Bisnis.com, JAKARTA - Asosiasi Produsen Serat dan Benang Filament Indonesia (APSyFI) mengungkap sejumlah investasi yang masih tersendat di sektor tekstil, khususnya untuk lini produksi polyester dalam negeri.
Ketua Umum APSyFI Redma G. Wirawasta mengatakan salah satu rencana penanaman modal yang tak kunjung direalisasikan yakni investasi manufaktur Tongkun Group, produsen polyester asal China yang sudah lama merencanakan pembangunan pabrik.
"Iya, memang ada dengar juga kabar itu. Sudah sejak lama dengar termasuk Tongkun yang akan investasi dibahan baku polyester, tapi sampai saat ini kan belum realisasi," ujar Redma kepada Bisnis.com, belum lama ini.

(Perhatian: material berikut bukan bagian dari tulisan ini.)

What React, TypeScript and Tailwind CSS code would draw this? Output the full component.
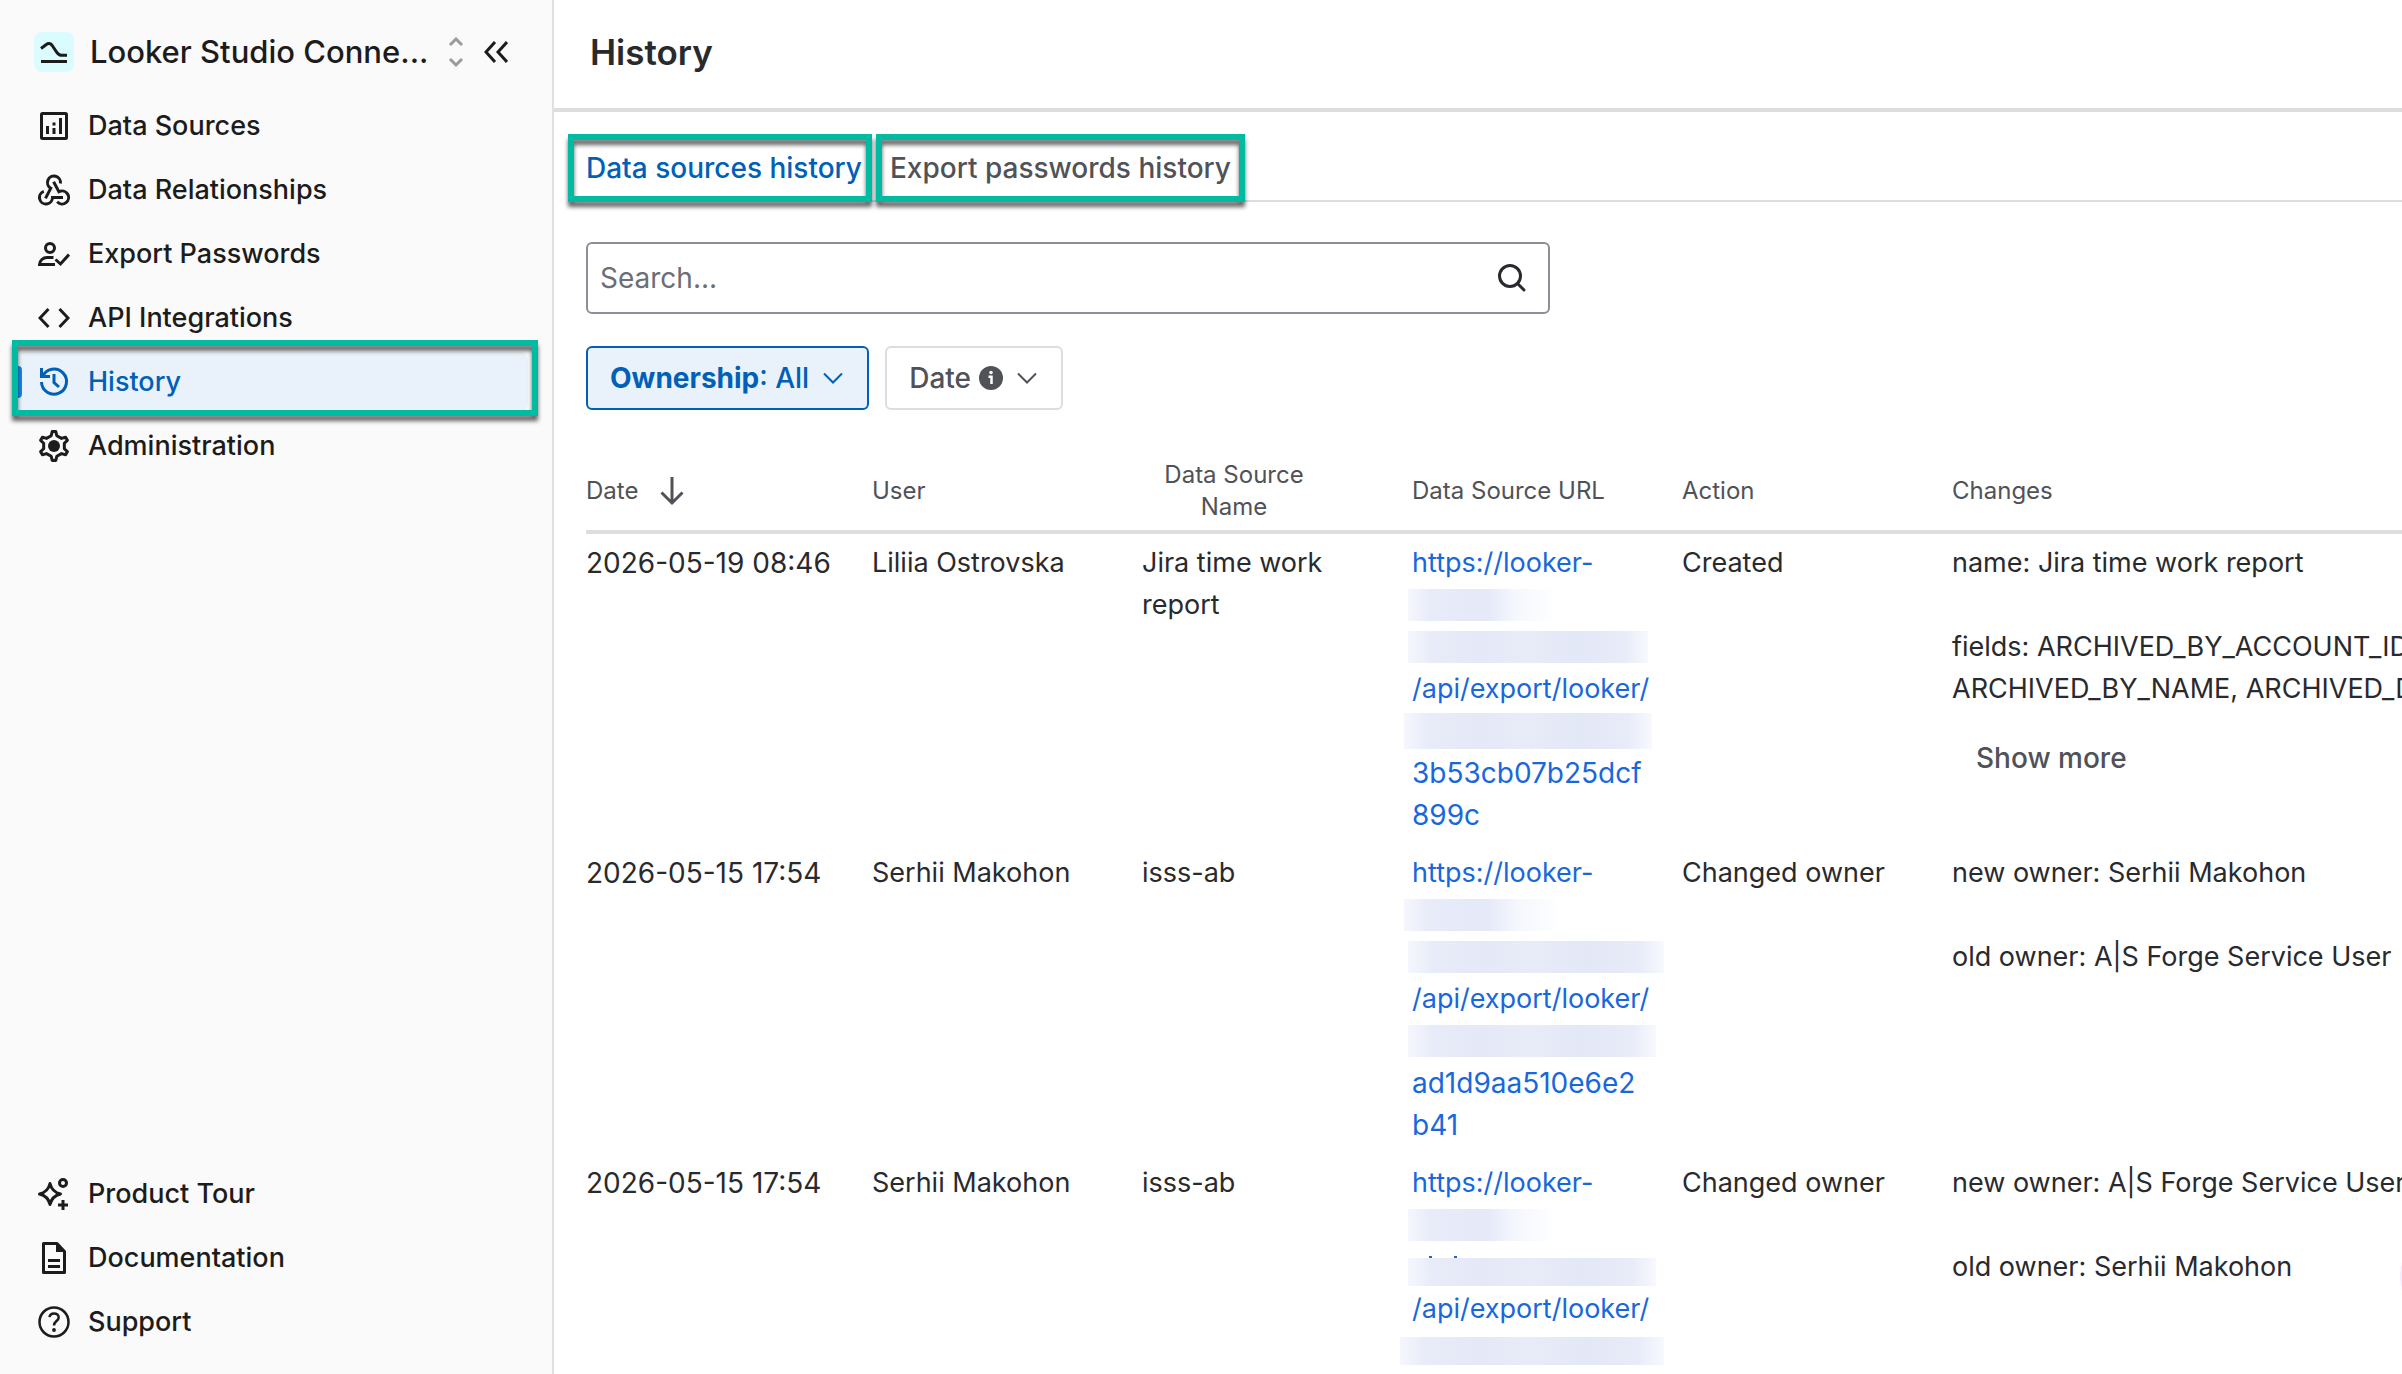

Menurut Redma, salah satu penyebab terhambatnya investasi tersebut yakni lantaran regulasi di Indonesia yang tidak jelas dan tidak konsisten alias mudah diubah. Dia menilai investor membutuhkan regulasi yang menjamin keberlangsungan usaha jangka panjang.
"Memang ada regulasi yang perlu dinamis untuk beberapa kondisi, tapi kepastian regulasi jangka panjang juga diperlukan agar aman untuk investor," imbuhnya.
Jaminan regulasi hingga proteksi pasar dalam negeri harus menjadi prioritas. Pasalnya, berdasarkan data Statistika Market Insight 2024, yang melaporkan bahwa nilai pasar domestik industri fesyen di Indonesia pada 2024 diperkirakan mencapai US$7,72 miliar yang berasal dari tiga sektor utama, yaitu sektor apparel senilai US$4,04 miliar, sektor aksesoris US$2,18 miliar, dan sektor alas kaki US$1,64 miliar.
Baca Juga
“Selain itu, sektor industri fesyen diproyeksikan terus tumbuh per tahun rata-rata 4,26% hingga tahun 2029, dengan nilai pasar hingga US$9,6 miliar. Angka ini masih bisa meningkat, karena seiring dengan pertumbuhan sektor manufaktur nasional," kata Menteri Perindustrian, Agus Gumiwang Kartasasmita.
Nilai pasar tersebut menjadi peluang bagi pelaku industri kreatif di Indonesia untuk dapat menjadi tuan rumah di negeri sendiri, yang artinya bisa merebut pasar domestik di tengah persaingan produk impor.
"Saat ini terdapat 962.000 industri fesyen di dalam negeri, yang terdiri dari sektor tekstil, pakaian jadi, kulit, barang dari kulit, dan alas kaki, yang mengalami kenaikan sebesar 12 persen dibanding tahun sebelumnya. Sektor tersebut tergolong padat karya, dengan jumlah tenaga kerja lebih dari 1,6 juta orang,” ungkapnya.
Sementara itu, pertumbuhan untuk konsumsi pakaian, alas kaki, dan jasa perawatanya melesat 7,02% (year-on-year/YoY) pada kuartal II tahun 2023 lalu. “Pertumbuhan setinggi itu belum pernah dicapai, setidaknya sejak tahun 2010 atau 14 tahun terakhir,” imbuhnya.
Di sisi lain, Agus juga menegaskan bahwa narasi atau pandangan mengenai industri tekstil dan produk tekstil (TPT) merupakan sektor sunset industry, itu bisa dibantah atau dipatahkan.
"Saya khawatir, narasi ini sengaja dibuat, agar Indonesia tidak lagi memperhatikan atau mendukung industri tekstil nasional, sehingga kita lepas saja dimasukin oleh barang-barang impor,” jelasnya.
Padahal, merujuk data survei Indeks Kepercayaan Industri (IKI) pada dua bulan terakhir, industri TPT yang merupakan bagian dari 23 subsektor yang didata, menunjukkan kinerja yang ekspansif.
Pada triwulan I tahun 2024, industri TPT mulai menunjukkan perbaikan kinerja yang signifikan, di mana PDB-nya mengalami pertumbuhan sebesar 2,64% YoY.
Demikian juga secara quarter-to-quarter (QoQ) mengalami peningkatan 5,92% dibandingkan kuartal IV/2023 yang mengalami kontraksi -1,15%. Performa positif industri TPT juga tercemin dari capaian nilai ekspornya pada kuartal I/2024 yang mengalami peningkatan sebesar 0,19% atau senilai US$2,95 miliar.